Studio Associate at SJB Gabrielle Suhr was the project leader for Nightingale Marrickville which has gone on to take out the Premier's Prize at the 2024 NSW Architecture Awards.

She says what makes the Nightingale model so special is that it isn't about profit.

“Taking profit out of property is really important,” she says. 

“The focus was about creating communities and great places to live and I haven’t met a person who doesn’t love their nightingale apartment”.  

Gabrielle says apartment design has been quite static for a number of years and she’d like to see more flexibility in this space. 

“It’s been assumed we all want extra bedrooms, we all want laundries and we all want a ceiling,” she comments. 

Yet, the end users of Nightingale didn’t necessarily want any of those things. Through consultation with the community SJB discovered that what they really wanted was simply services that worked.

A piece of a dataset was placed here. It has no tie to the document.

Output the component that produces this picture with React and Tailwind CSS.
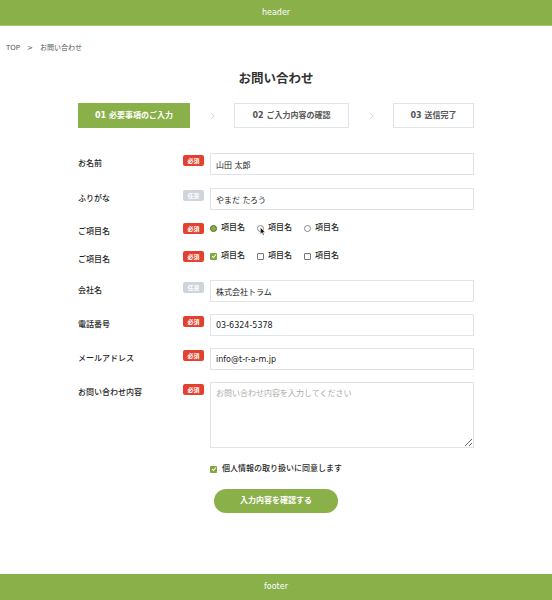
import { useState } from 'react';

const font = { fontFamily: '"DejaVu Sans", "Noto Sans CJK JP", sans-serif' };

const Badge = ({ required }) => (
  <span
    className={`mt-[2px] flex h-[11px] w-[21px] shrink-0 items-center justify-center rounded-[2px] text-[6px] font-bold leading-none text-white ${
      required ? 'bg-[#e3412f]' : 'bg-[#cfd3db]'
    }`}
  >
    {required ? '必須' : '任意'}
  </span>
);

const Row = ({ label, required, className = '', children }) => (
  <div className={`flex items-start ${className}`}>
    <div className="w-[105px] shrink-0 text-[8px] font-medium leading-[22px] text-[#1f1f1f]">{label}</div>
    <Badge required={required} />
    <div className="ml-[6px] w-[265px] text-[8px] leading-none">{children}</div>
  </div>
);

const TextInput = ({ value }) => (
  <input
    defaultValue={value}
    className="block h-[22px] w-full border border-[#dfe3ea] bg-white px-[5px] text-[8px] text-[#222] outline-none"
    style={font}
  />
);

const Radio = ({ checked }) =>
  checked ? (
    <span className="h-[7px] w-[7px] rounded-full border border-[#4d6a25] bg-[#8ab04a]" />
  ) : (
    <span className="h-[7px] w-[7px] rounded-full border border-[#888] bg-white" />
  );

const Check = ({ checked }) =>
  checked ? (
    <span className="flex h-[7px] w-[7px] items-center justify-center rounded-[1px] bg-[#7fa83e]">
      <svg viewBox="0 0 8 8" className="h-[6px] w-[6px]">
        <path d="M1.5 4.2 L3.3 6 L6.6 2" fill="none" stroke="white" strokeWidth="1.4" />
      </svg>
    </span>
  ) : (
    <span className="h-[7px] w-[7px] rounded-[1px] border border-[#777] bg-white" />
  );

const Chevron = () => (
  <svg viewBox="0 0 6 10" className="h-[8px] w-[5px]">
    <path d="M1 1 L5 5 L1 9" fill="none" stroke="#c9ccd2" strokeWidth="1" />
  </svg>
);

const Pointer = () => (
  <svg viewBox="0 0 8 12" className="pointer-events-none absolute left-[3px] top-[3px] h-[9px] w-[6px]">
    <path d="M0.5 0.5 L0.5 9.5 L2.7 7.5 L4.2 11 L5.6 10.4 L4.1 7 L7 7 Z" fill="#111" stroke="white" strokeWidth="0.7" />
  </svg>
);

const Option = ({ children }) => <span className="relative flex items-center gap-[4px]">{children}</span>;

export default function App() {
  const [agree, setAgree] = useState(true);

  return (
    <div className="flex min-h-[600px] flex-col bg-white text-[#333]" style={font}>
      <header className="flex h-[26px] items-center justify-center border-b border-[#a9cc6c] bg-[#8ab04a] text-[8px] text-white">
        header
      </header>

      <main className="flex-1">
        <div className="mt-[17px] flex h-[10px] items-center gap-[7px] px-[6px] text-[7px] leading-[10px] text-[#555]">
          <span>TOP</span>
          <span>&gt;</span>
          <span>お問い合わせ</span>
        </div>

        <div className="mx-auto w-[396px]">
          <h1 className="mt-[18px] text-center text-[12.5px] font-bold leading-[16px] text-[#333]">お問い合わせ</h1>

          <div className="mt-[16px] flex items-center justify-between">
            <div className="flex h-[25px] w-[112px] items-center justify-center bg-[#8ab04a] text-[8px] font-bold text-white">
              01&nbsp;必要事項のご入力
            </div>
            <Chevron />
            <div className="flex h-[25px] w-[115px] items-center justify-center border border-[#dfe3ea] text-[8px] font-bold text-[#555]">
              02&nbsp;ご入力内容の確認
            </div>
            <Chevron />
            <div className="flex h-[25px] w-[81px] items-center justify-center border border-[#dfe3ea] text-[8px] font-bold text-[#555]">
              03&nbsp;送信完了
            </div>
          </div>

          <div className="mt-[25px]">
            <Row label="お名前" required>
              <TextInput value="山田 太郎" />
            </Row>
            <Row label="ふりがな" className="mt-[13px]">
              <TextInput value="やまだ たろう" />
            </Row>
            <Row label="ご項目名" required className="mt-[11px]">
              <div className="flex h-[14px] items-center gap-[12px] font-medium text-[#1f1f1f]">
                <Option>
                  <Radio checked />
                  項目名
                </Option>
                <Option>
                  <Radio />
                  項目名
                  <Pointer />
                </Option>
                <Option>
                  <Radio />
                  項目名
                </Option>
              </div>
            </Row>
            <Row label="ご項目名" required className="mt-[6px]">
              <div className="flex h-[14px] items-center gap-[12px] font-medium text-[#1f1f1f]">
                <Option>
                  <Check checked />
                  項目名
                </Option>
                <Option>
                  <Check />
                  項目名
                </Option>
                <Option>
                  <Check />
                  項目名
                </Option>
              </div>
            </Row>
            <Row label="会社名" className="mt-[9px]">
              <TextInput value="株式会社トラム" />
            </Row>
            <Row label="電話番号" required className="mt-[12px]">
              <TextInput value="03-6324-5378" />
            </Row>
            <Row label="メールアドレス" required className="mt-[12px]">
              <TextInput value="info@t-r-a-m.jp" />
            </Row>
            <Row label="お問い合わせ内容" required className="mt-[12px]">
              <textarea
                placeholder="お問い合わせ内容を入力してください"
                className="block h-[66px] w-full border border-[#dfe3ea] bg-white px-[5px] py-[5px] text-[8px] leading-[12px] text-[#333] outline-none placeholder:text-[#aaa]"
                style={font}
              />
            </Row>
          </div>

          <label
            className="mt-[15px] flex h-[12px] cursor-pointer items-center justify-center gap-[5px] text-[8px] font-medium text-[#1f1f1f]"
            onClick={() => setAgree(!agree)}
          >
            <Check checked={agree} />
            個人情報の取り扱いに同意します
          </label>

          <div className="mt-[14px] flex justify-center">
            <button className="h-[24px] w-[124px] rounded-full bg-[#8ab04a] text-[8px] font-bold text-white">
              入力内容を確認する
            </button>
          </div>
        </div>
      </main>

      <footer className="flex h-[26px] items-center justify-center bg-[#8ab04a] text-[8px] text-white">footer</footer>
    </div>
  );
}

“So anything that could be shared was shared,” Gabrielle says. 

While Gabrielle would like to see design becoming more community minded, she worries that the pandemic has led people to want the exact opposite. 

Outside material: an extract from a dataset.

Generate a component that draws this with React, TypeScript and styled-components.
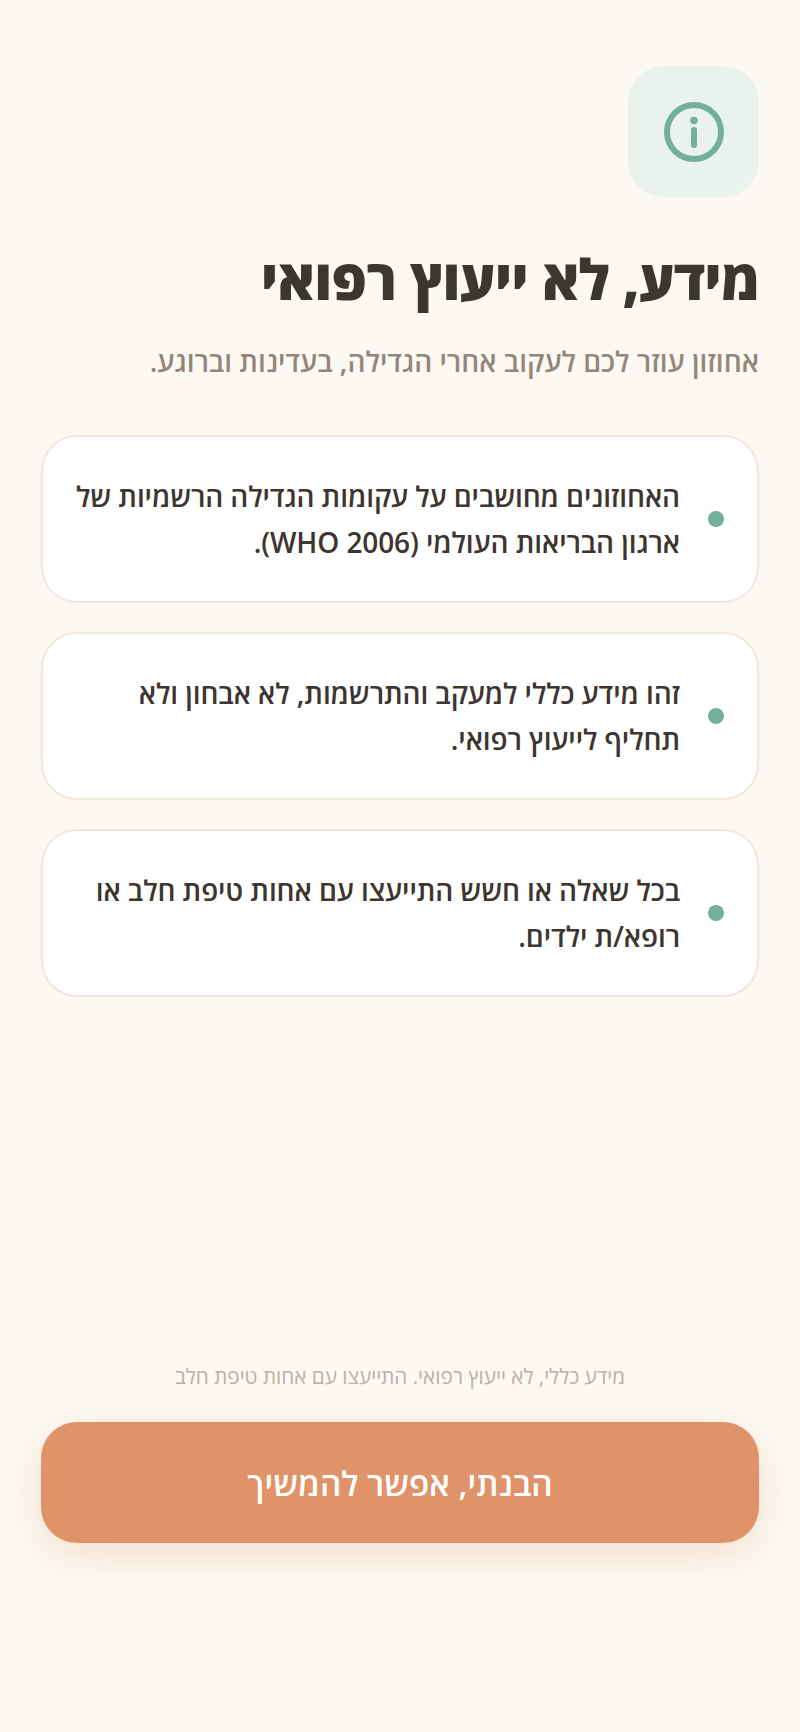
import React from 'react';
import styled, { createGlobalStyle } from 'styled-components';

const GlobalStyle = createGlobalStyle`
  html, body { margin: 0; padding: 0; background: #fcf9f2; }
  * { box-sizing: border-box; }
`;

const points = [
  'האחוזונים מחושבים על עקומות הגדילה הרשמיות של ארגון הבריאות העולמי (WHO 2006).',
  'זהו מידע כללי למעקב והתרשמות, לא אבחון ולא תחליף לייעוץ רפואי.',
  'בכל שאלה או חשש התייעצו עם אחות טיפת חלב או רופא/ת ילדים.',
];

const App = () => {
  return (
    <Page dir="rtl">
      <GlobalStyle />
      <IconBox>
        <svg width="60" height="60" viewBox="0 0 60 60" fill="none" stroke="#72b09a" strokeLinecap="round">
          <circle cx="30" cy="30" r="27" strokeWidth="6" />
          <line x1="30" y1="28" x2="30" y2="43" strokeWidth="6" />
          <circle cx="30" cy="18.5" r="3.8" fill="#72b09a" stroke="none" />
        </svg>
      </IconBox>
      <Title>מידע, לא ייעוץ רפואי</Title>
      <Subtitle>אחוזון עוזר לכם לעקוב אחרי הגדילה, בעדינות וברוגע.</Subtitle>
      <CardList>
        {points.map((text) => (
          <Card key={text}>
            <Dot />
            <CardText>{text}</CardText>
          </Card>
        ))}
      </CardList>
      <Footer>
        <Note>מידע כללי, לא ייעוץ רפואי. התייעצו עם אחות טיפת חלב</Note>
        <ContinueButton>הבנתי, אפשר להמשיך</ContinueButton>
      </Footer>
    </Page>
  );
};

const Page = styled.div`
  width: 800px;
  height: 1732px;
  display: flex;
  flex-direction: column;
  padding: 66px 41px 189px;
  background: #fcf9f2;
  font-family: "Open Sans", "Noto Sans", sans-serif;
  color: #3d3530;
`;

const IconBox = styled.div`
  width: 131px;
  height: 131px;
  border-radius: 36px;
  background: #e9f2ec;
  display: flex;
  align-items: center;
  justify-content: center;
`;

const Title = styled.h1`
  margin: 41px 0 0;
  font-size: 56px;
  line-height: 80px;
  font-weight: 800;
  letter-spacing: -0.8px;
`;

const Subtitle = styled.p`
  margin: 21px 0 0;
  font-size: 28px;
  line-height: 44px;
  font-weight: 600;
  color: #93877c;
`;

const CardList = styled.div`
  margin-top: 52px;
  display: flex;
  flex-direction: column;
  gap: 29px;
`;

const Card = styled.div`
  height: 168px;
  display: flex;
  align-items: center;
  gap: 28px;
  padding: 0 33px 0 14px;
  background: #fff;
  border: 2px solid #f0e8dc;
  border-radius: 36px;
`;

const Dot = styled.span`
  flex: none;
  width: 16px;
  height: 16px;
  border-radius: 50%;
  background: #72b09a;
`;

const CardText = styled.p`
  margin: 0;
  font-size: 28px;
  line-height: 46px;
  font-weight: 600;
  letter-spacing: -0.1px;
`;

const Footer = styled.div`
  margin-top: auto;
  display: flex;
  flex-direction: column;
  gap: 30px;
`;

const Note = styled.p`
  margin: 0;
  text-align: center;
  font-size: 20.7px;
  line-height: 32px;
  color: #bbb0a5;
`;

const ContinueButton = styled.button`
  height: 121px;
  border: 0;
  border-radius: 36px;
  background: #e09268;
  color: #fff;
  font-family: inherit;
  font-size: 33.3px;
  font-weight: 600;
  box-shadow: 0 12px 40px rgba(224, 146, 104, 0.25);
`;

export default App;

“I’ve noticed a particular focus on making sure you’ve got everything that you need in your house,” she says.

“In a way I feel like people are wanting bigger homes. They don’t want to be with the public anymore. They want to have theatres at home, they want to have wellness spas at home.”

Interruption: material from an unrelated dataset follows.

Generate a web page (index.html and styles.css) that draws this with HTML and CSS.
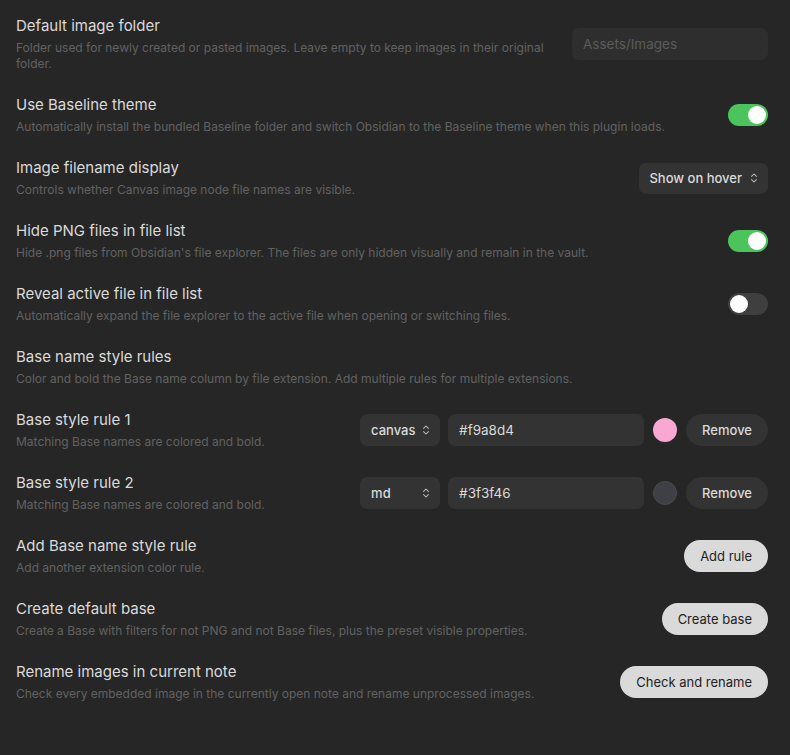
FILE: index.html
```html
<!DOCTYPE html>
<html>
	<head>
		<meta charset="utf-8">
		<title>Settings</title>
		<link rel="stylesheet" href="styles.css">
	</head>
	<body>
		<div class="settings">
			<div class="item">
				<div class="info">
					<div class="name">Default image folder</div>
					<div class="desc">Folder used for newly created or pasted images. Leave empty to keep images in their original folder.</div>
				</div>
				<div class="control">
					<input class="text wide" type="text" placeholder="Assets/Images">
				</div>
			</div>
			<div class="item">
				<div class="info">
					<div class="name">Use Baseline theme</div>
					<div class="desc">Automatically install the bundled Baseline folder and switch Obsidian to the Baseline theme when this plugin loads.</div>
				</div>
				<div class="control"><div class="toggle on"></div></div>
			</div>
			<div class="item">
				<div class="info">
					<div class="name">Image filename display</div>
					<div class="desc">Controls whether Canvas image node file names are visible.</div>
				</div>
				<div class="control">
					<div class="select">Show on hover
						<svg class="chev" viewBox="0 0 10 16"><path d="M2 6l3-3 3 3M2 10l3 3 3-3"/></svg>
					</div>
				</div>
			</div>
			<div class="item">
				<div class="info">
					<div class="name">Hide PNG files in file list</div>
					<div class="desc">Hide .png files from Obsidian's file explorer. The files are only hidden visually and remain in the vault.</div>
				</div>
				<div class="control"><div class="toggle on"></div></div>
			</div>
			<div class="item">
				<div class="info">
					<div class="name">Reveal active file in file list</div>
					<div class="desc">Automatically expand the file explorer to the active file when opening or switching files.</div>
				</div>
				<div class="control"><div class="toggle"></div></div>
			</div>
			<div class="item">
				<div class="info">
					<div class="name">Base name style rules</div>
					<div class="desc">Color and bold the Base name column by file extension. Add multiple rules for multiple extensions.</div>
				</div>
			</div>
			<div class="item">
				<div class="info">
					<div class="name">Base style rule 1</div>
					<div class="desc">Matching Base names are colored and bold.</div>
				</div>
				<div class="control">
					<div class="select ext">canvas
						<svg class="chev" viewBox="0 0 10 16"><path d="M2 6l3-3 3 3M2 10l3 3 3-3"/></svg>
					</div>
					<input class="text" type="text" value="#f9a8d4">
					<span class="swatch" style="background:#f9a8d4"></span>
					<button class="btn">Remove</button>
				</div>
			</div>
			<div class="item">
				<div class="info">
					<div class="name">Base style rule 2</div>
					<div class="desc">Matching Base names are colored and bold.</div>
				</div>
				<div class="control">
					<div class="select ext">md
						<svg class="chev" viewBox="0 0 10 16"><path d="M2 6l3-3 3 3M2 10l3 3 3-3"/></svg>
					</div>
					<input class="text" type="text" value="#3f3f46">
					<span class="swatch dark" style="background:#3f3f46"></span>
					<button class="btn">Remove</button>
				</div>
			</div>
			<div class="item">
				<div class="info">
					<div class="name">Add Base name style rule</div>
					<div class="desc">Add another extension color rule.</div>
				</div>
				<div class="control"><button class="btn light">Add rule</button></div>
			</div>
			<div class="item">
				<div class="info">
					<div class="name">Create default base</div>
					<div class="desc">Create a Base with filters for not PNG and not Base files, plus the preset visible properties.</div>
				</div>
				<div class="control"><button class="btn light">Create base</button></div>
			</div>
			<div class="item">
				<div class="info">
					<div class="name">Rename images in current note</div>
					<div class="desc">Check every embedded image in the currently open note and rename unprocessed images.</div>
				</div>
				<div class="control"><button class="btn light">Check and rename</button></div>
			</div>
		</div>
	</body>
</html>
```

FILE: styles.css
```css
* {margin:0; padding:0; box-sizing:border-box;}
body {background:#262626; font-family:Inter, "Noto Sans", sans-serif; color:#dadada;}

.settings {padding:4px 22px 0 16px;}
.item {display:flex; align-items:center; padding:12px 0 11px;}
.info {flex:1 1 auto; padding-right:20px;}
.name {font-size:15px; line-height:20px; color:#dadada;}
.desc {font-size:12px; line-height:16px; margin-top:4px; color:#626262;}
.control {display:flex; align-items:center; gap:8px; flex-shrink:0;}

.text {height:32px; width:196px; background:#333; border:none; border-radius:7px; padding:0 11px; font:13.5px Inter, sans-serif; color:#dadada; outline:none;}
.text.wide {background:#2e2e2e;}
.text::placeholder {color:#5c5c5c;}

.toggle {width:40px; height:22px; border-radius:11px; background:#3f3f3f; position:relative;}
.toggle:after {content:""; position:absolute; left:2px; top:2px; width:18px; height:18px; border-radius:50%; background:#fff;}
.toggle.on {background:#4bc45c;}
.toggle.on:after {left:20px;}

.select {height:31px; display:flex; align-items:center; background:#333; border-radius:7px; padding:0 10px 0 10px; font-size:13px; font-weight:500; color:#dadada; gap:8px;}
.select.ext {width:80px; justify-content:space-between; height:32px; gap:0; padding-left:11px;}
.chev {width:8px; height:14px; fill:none; stroke:#bbb; stroke-width:1.3; stroke-linecap:round; stroke-linejoin:round;}

.swatch {width:24px; height:24px; border-radius:50%; margin:0 1px;}
.swatch.dark {border:1px solid #4a4a50;}

.btn {height:32px; padding:0 16px; border:none; border-radius:16px; background:#333; color:#dadada; font:500 13px Inter, sans-serif;}
.btn.light {background:#dadada; color:#222; font-weight:400;}
```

“Hopefully a focus on community can reverse that and help let go of that fear so much because I definitely think to be sustainable we need to reduce our footprint. There are too many houses in Sydney that are vacant or only have one or two people living in them”. 

When it comes to sustainability in construction, she says it’s “a slow process to legislate”.

“Sustainability as a checklist of requirements can be fundamentally very expensive hence why it’s such a slow moving beast most of the time”

When looking at the future of residential design Gabrielle says we need to face up to the amount of carbon we are using.

“I definitely think that is the direction for our industry to actually start counting carbon and controlling carbon in a very meaningful way. I think there will be a lot of work done in this space. We will be able to go back to the fundamentals of architecture and find that there are clever ways we can actually design to decrease the use of carbon in our projects”.

She notes that the definition of sustainability is diversifying beyond just selecting products known to be more sustainable or that are made in a sustainable way. 

“I think we will actually be able to expand on sustainability to deal with projects that are financially sustainable as well as environmentally sustainable”. 

She is also really interested in social sustainability and making sure that buildings are used how they were intended and therefore they are loved.

 “When buildings are loved they’re used for a long time and they’re looked after; so the maintenance of buildings means that ultimately you build once which is the most sustainable outcome”.